▸ WRITTEN INSTRUCTION:
Images should be left out, and everything else in the listing reproduced exactly.

══════════

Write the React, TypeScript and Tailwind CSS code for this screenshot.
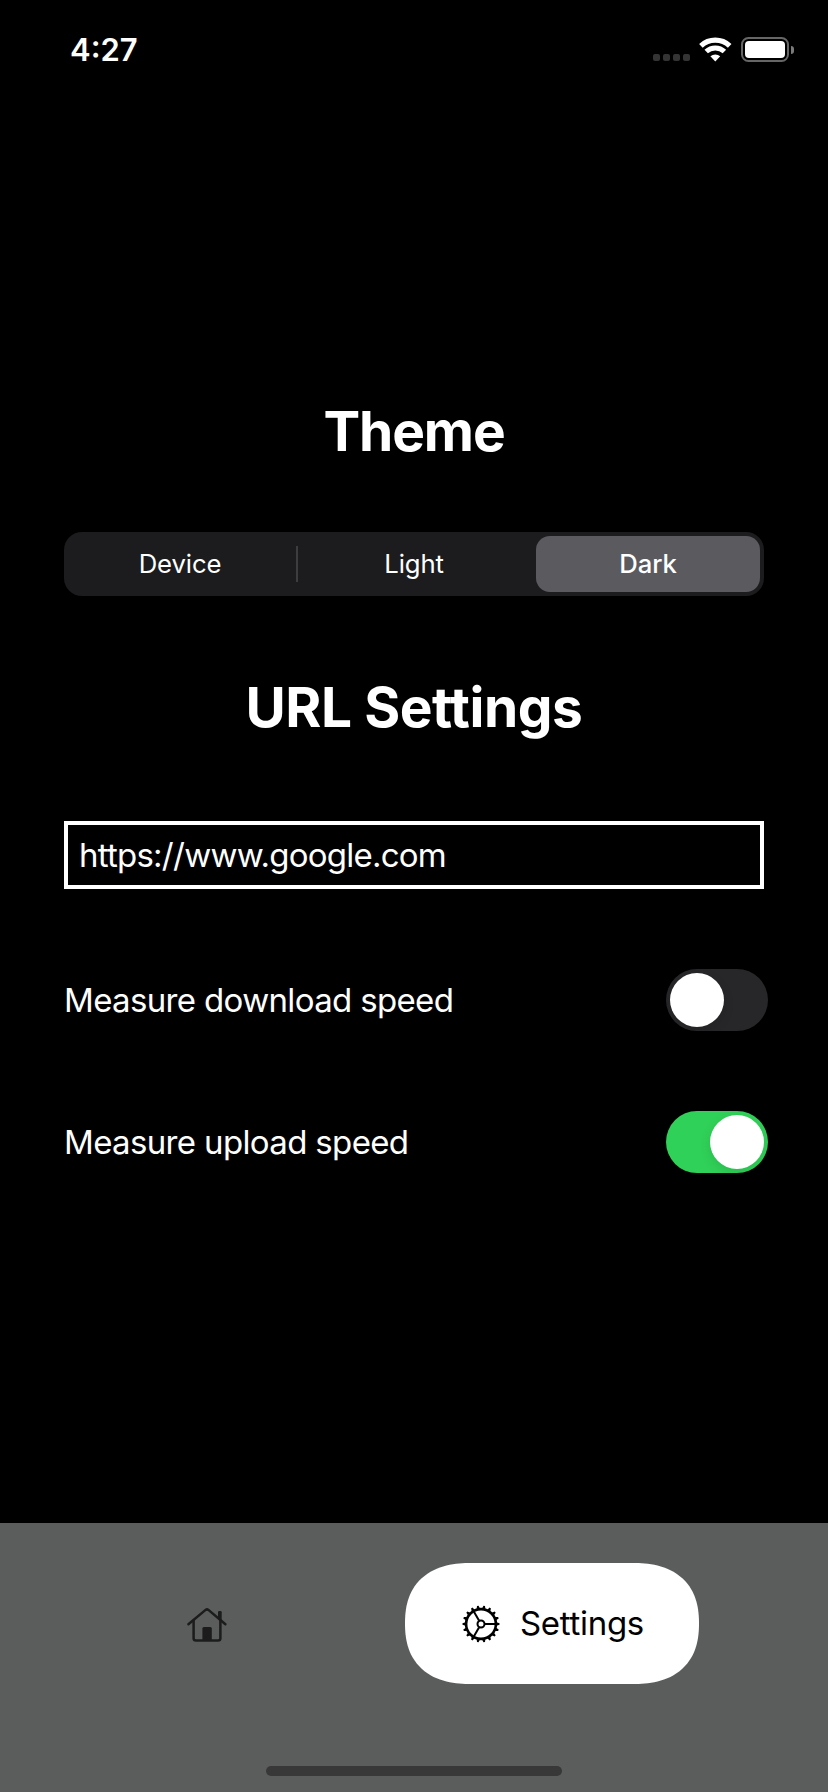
import { Fragment, useState } from "react";

function SignalDots() {
  return (
    <div className="flex h-[7px] gap-[3px]">
      {[0, 1, 2, 3].map((dot) => (
        <span key={dot} className="size-[7px] rounded-[2px] bg-[#343434]" />
      ))}
    </div>
  );
}

function WifiIcon() {
  return (
    <svg className="h-[25px] w-[34px]" viewBox="0 0 34 25" fill="none">
      <path d="M2.9 8.9A21 21 0 0 1 31.7 8.9" stroke="white" strokeWidth="5.2" />
      <path d="M8.2 14.5A13.3 13.3 0 0 1 26.4 14.5" stroke="white" strokeWidth="5" />
      <path d="M17.3 24.4L12.4 19.3A7.2 7.2 0 0 1 22.2 19.3Z" fill="white" />
    </svg>
  );
}

function BatteryIcon() {
  return (
    <div className="flex items-center gap-[2px]">
      <div className="h-[25px] w-[48px] rounded-[7.5px] border-2 border-[#666] p-[2px]">
        <div className="h-full w-full rounded-[4px] bg-white" />
      </div>
      <div className="h-[8px] w-[3px] rounded-r-full bg-[#7a7a7a]" />
    </div>
  );
}

function HomeIcon() {
  return (
    <svg className="h-[36px] w-[42px]" viewBox="0 0 42 36" fill="none" stroke="#1c1c1c" strokeWidth="2.5" strokeLinecap="round" strokeLinejoin="round">
      <path d="M2.4 18.3L19.6 3.9Q21 2.8 22.4 3.9L39.4 18.3" />
      <path d="M7.6 14.5V32.3Q7.6 34.6 10 34.6H32Q34.4 34.6 34.4 32.3V14.5" />
      <path d="M16.4 35V22.5Q16.4 21 17.9 21H24.3Q25.8 21 25.8 22.5V35Z" fill="#1c1c1c" stroke="none" />
      <path d="M32 12V6.3Q32 5 33.3 5H34.4Q35.7 5 35.7 6.3V15Z" fill="#1c1c1c" stroke="none" />
    </svg>
  );
}

const TEETH = Array.from({ length: 18 }, (_, i) => i * 20);

function GearIcon() {
  return (
    <svg className="h-[38px] w-[38px]" viewBox="-19 -19 38 38" fill="none" stroke="black">
      <circle r="14.9" strokeWidth="2.6" />
      <circle r="3.5" strokeWidth="2" />
      {[0, 120, 240].map((angle) => (
        <path key={angle} d="M4 0H15" strokeWidth="2" transform={`rotate(${angle})`} />
      ))}
      {TEETH.map((angle) => (
        <path key={angle} d="M15.5 -1.7L18.5 -0.8V0.8L15.5 1.7Z" fill="black" stroke="none" transform={`rotate(${angle})`} />
      ))}
    </svg>
  );
}

function Toggle({ on, onChange, label }: { on: boolean; onChange: (on: boolean) => void; label: string }) {
  return (
    <button
      role="switch"
      aria-checked={on}
      aria-label={label}
      onClick={() => onChange(!on)}
      className={`flex h-[62px] w-[102px] rounded-full p-1 ${on ? "justify-end bg-[#30d158]" : "justify-start bg-[#272729]"}`}
    >
      <span className="size-[54px] rounded-full bg-white shadow-[0_4px_12px_rgba(0,0,0,0.11)]" />
    </button>
  );
}

const THEMES = ["Device", "Light", "Dark"];

export default function App() {
  const [theme, setTheme] = useState("Dark");
  const [download, setDownload] = useState(false);
  const [upload, setUpload] = useState(true);

  return (
    <div className="flex h-[1792px] w-[828px] flex-col overflow-hidden bg-black font-['Inter','Liberation_Sans',sans-serif] text-white">
      <header className="flex h-[99px] items-center justify-between pr-[34px] pl-[70px]">
        <span className="pb-px text-[31px] leading-none font-semibold">4:27</span>
        <div className="flex h-[25px] items-end gap-[8px]">
          <div className="pb-px">
            <SignalDots />
          </div>
          <div className="flex gap-[9px]">
            <WifiIcon />
            <BatteryIcon />
          </div>
        </div>
      </header>

      <main className="flex flex-1 flex-col px-16 pt-[292px]">
        <h1 className="text-center text-[55px] leading-[80px] font-bold tracking-[-1.1px]">Theme</h1>

        <div className="mt-[61px] flex h-16 items-center rounded-[18px] bg-[#1c1c1e] p-1 text-[25.7px] tracking-[-0.1px]">
          {THEMES.map((name, index) => (
            <Fragment key={name}>
              {index > 0 && (
                <span
                  className={`mx-1 h-9 w-[2px] ${theme === name || theme === THEMES[index - 1] ? "bg-transparent" : "bg-[#3d3d40]"}`}
                />
              )}
              <button
                onClick={() => setTheme(name)}
                className={`h-full flex-1 rounded-[14px] ${theme === name ? "bg-[#5b5a5f] font-medium" : ""}`}
              >
                {name}
              </button>
            </Fragment>
          ))}
        </div>

        <h2 className="mt-[71px] text-center text-[55px] leading-[80px] font-bold tracking-[-0.45px]">URL Settings</h2>

        <input
          defaultValue="https://www.google.com"
          className="mt-[74px] h-[68px] w-full border-4 border-white bg-transparent px-[11px] text-[33px] tracking-[-0.76px] outline-none"
        />

        <div className="mt-20 -mr-1 flex h-[62px] items-center justify-between text-[33px] tracking-[-0.65px]">
          <span className="pt-0.5">Measure download speed</span>
          <Toggle on={download} onChange={setDownload} label="Measure download speed" />
        </div>
        <div className="mt-20 -mr-1 flex h-[62px] items-center justify-between text-[33px] tracking-[-0.65px]">
          <span className="pt-0.5">Measure upload speed</span>
          <Toggle on={upload} onChange={setUpload} label="Measure upload speed" />
        </div>
      </main>

      <footer className="flex h-[269px] flex-col items-center justify-between bg-[#5b5d5c] pt-10 pb-4">
        <nav className="flex w-full items-center pr-[129px] pl-[186px]">
          <button className="flex flex-1 items-center" aria-label="Home">
            <HomeIcon />
          </button>
          <button className="flex h-[121px] w-[294px] items-center gap-[20px] rounded-[66px/60.5px] bg-white pl-[57px] text-[33px] tracking-[-0.3px] text-black [corner-shape:superellipse(1.25)]">
            <GearIcon />
            <span>Settings</span>
          </button>
        </nav>
        <div className="h-[10px] w-[296px] rounded-full bg-[#383838]" />
      </footer>
    </div>
  );
}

══════════

▸ FINAL RESULT:
Write the React, TypeScript and Tailwind CSS code for this screenshot.
import { Fragment, useState } from "react";

function SignalDots() {
  return (
    <div className="flex h-[7px] gap-[3px]">
      {[0, 1, 2, 3].map((dot) => (
        <span key={dot} className="size-[7px] rounded-[2px] bg-[#343434]" />
      ))}
    </div>
  );
}

function WifiIcon() {
  return (
    <svg className="h-[25px] w-[34px]" viewBox="0 0 34 25" fill="none">
      <path d="M2.9 8.9A21 21 0 0 1 31.7 8.9" stroke="white" strokeWidth="5.2" />
      <path d="M8.2 14.5A13.3 13.3 0 0 1 26.4 14.5" stroke="white" strokeWidth="5" />
      <path d="M17.3 24.4L12.4 19.3A7.2 7.2 0 0 1 22.2 19.3Z" fill="white" />
    </svg>
  );
}

function BatteryIcon() {
  return (
    <div className="flex items-center gap-[2px]">
      <div className="h-[25px] w-[48px] rounded-[7.5px] border-2 border-[#666] p-[2px]">
        <div className="h-full w-full rounded-[4px] bg-white" />
      </div>
      <div className="h-[8px] w-[3px] rounded-r-full bg-[#7a7a7a]" />
    </div>
  );
}

function HomeIcon() {
  return (
    <svg className="h-[36px] w-[42px]" viewBox="0 0 42 36" fill="none" stroke="#1c1c1c" strokeWidth="2.5" strokeLinecap="round" strokeLinejoin="round">
      <path d="M2.4 18.3L19.6 3.9Q21 2.8 22.4 3.9L39.4 18.3" />
      <path d="M7.6 14.5V32.3Q7.6 34.6 10 34.6H32Q34.4 34.6 34.4 32.3V14.5" />
      <path d="M16.4 35V22.5Q16.4 21 17.9 21H24.3Q25.8 21 25.8 22.5V35Z" fill="#1c1c1c" stroke="none" />
      <path d="M32 12V6.3Q32 5 33.3 5H34.4Q35.7 5 35.7 6.3V15Z" fill="#1c1c1c" stroke="none" />
    </svg>
  );
}

const TEETH = Array.from({ length: 18 }, (_, i) => i * 20);

function GearIcon() {
  return (
    <svg className="h-[38px] w-[38px]" viewBox="-19 -19 38 38" fill="none" stroke="black">
      <circle r="14.9" strokeWidth="2.6" />
      <circle r="3.5" strokeWidth="2" />
      {[0, 120, 240].map((angle) => (
        <path key={angle} d="M4 0H15" strokeWidth="2" transform={`rotate(${angle})`} />
      ))}
      {TEETH.map((angle) => (
        <path key={angle} d="M15.5 -1.7L18.5 -0.8V0.8L15.5 1.7Z" fill="black" stroke="none" transform={`rotate(${angle})`} />
      ))}
    </svg>
  );
}

function Toggle({ on, onChange, label }: { on: boolean; onChange: (on: boolean) => void; label: string }) {
  return (
    <button
      role="switch"
      aria-checked={on}
      aria-label={label}
      onClick={() => onChange(!on)}
      className={`flex h-[62px] w-[102px] rounded-full p-1 ${on ? "justify-end bg-[#30d158]" : "justify-start bg-[#272729]"}`}
    >
      <span className="size-[54px] rounded-full bg-white shadow-[0_4px_12px_rgba(0,0,0,0.11)]" />
    </button>
  );
}

const THEMES = ["Device", "Light", "Dark"];

export default function App() {
  const [theme, setTheme] = useState("Dark");
  const [download, setDownload] = useState(false);
  const [upload, setUpload] = useState(true);

  return (
    <div className="flex h-[1792px] w-[828px] flex-col overflow-hidden bg-black font-['Inter','Liberation_Sans',sans-serif] text-white">
      <header className="flex h-[99px] items-center justify-between pr-[34px] pl-[70px]">
        <span className="pb-px text-[31px] leading-none font-semibold">4:27</span>
        <div className="flex h-[25px] items-end gap-[8px]">
          <div className="pb-px">
            <SignalDots />
          </div>
          <div className="flex gap-[9px]">
            <WifiIcon />
            <BatteryIcon />
          </div>
        </div>
      </header>

      <main className="flex flex-1 flex-col px-16 pt-[292px]">
        <h1 className="text-center text-[55px] leading-[80px] font-bold tracking-[-1.1px]">Theme</h1>

        <div className="mt-[61px] flex h-16 items-center rounded-[18px] bg-[#1c1c1e] p-1 text-[25.7px] tracking-[-0.1px]">
          {THEMES.map((name, index) => (
            <Fragment key={name}>
              {index > 0 && (
                <span
                  className={`mx-1 h-9 w-[2px] ${theme === name || theme === THEMES[index - 1] ? "bg-transparent" : "bg-[#3d3d40]"}`}
                />
              )}
              <button
                onClick={() => setTheme(name)}
                className={`h-full flex-1 rounded-[14px] ${theme === name ? "bg-[#5b5a5f] font-medium" : ""}`}
              >
                {name}
              </button>
            </Fragment>
          ))}
        </div>

        <h2 className="mt-[71px] text-center text-[55px] leading-[80px] font-bold tracking-[-0.45px]">URL Settings</h2>

        <input
          defaultValue="https://www.google.com"
          className="mt-[74px] h-[68px] w-full border-4 border-white bg-transparent px-[11px] text-[33px] tracking-[-0.76px] outline-none"
        />

        <div className="mt-20 -mr-1 flex h-[62px] items-center justify-between text-[33px] tracking-[-0.65px]">
          <span className="pt-0.5">Measure download speed</span>
          <Toggle on={download} onChange={setDownload} label="Measure download speed" />
        </div>
        <div className="mt-20 -mr-1 flex h-[62px] items-center justify-between text-[33px] tracking-[-0.65px]">
          <span className="pt-0.5">Measure upload speed</span>
          <Toggle on={upload} onChange={setUpload} label="Measure upload speed" />
        </div>
      </main>

      <footer className="flex h-[269px] flex-col items-center justify-between bg-[#5b5d5c] pt-10 pb-4">
        <nav className="flex w-full items-center pr-[129px] pl-[186px]">
          <button className="flex flex-1 items-center" aria-label="Home">
            <HomeIcon />
          </button>
          <button className="flex h-[121px] w-[294px] items-center gap-[20px] rounded-[66px/60.5px] bg-white pl-[57px] text-[33px] tracking-[-0.3px] text-black [corner-shape:superellipse(1.25)]">
            <GearIcon />
            <span>Settings</span>
          </button>
        </nav>
        <div className="h-[10px] w-[296px] rounded-full bg-[#383838]" />
      </footer>
    </div>
  );
}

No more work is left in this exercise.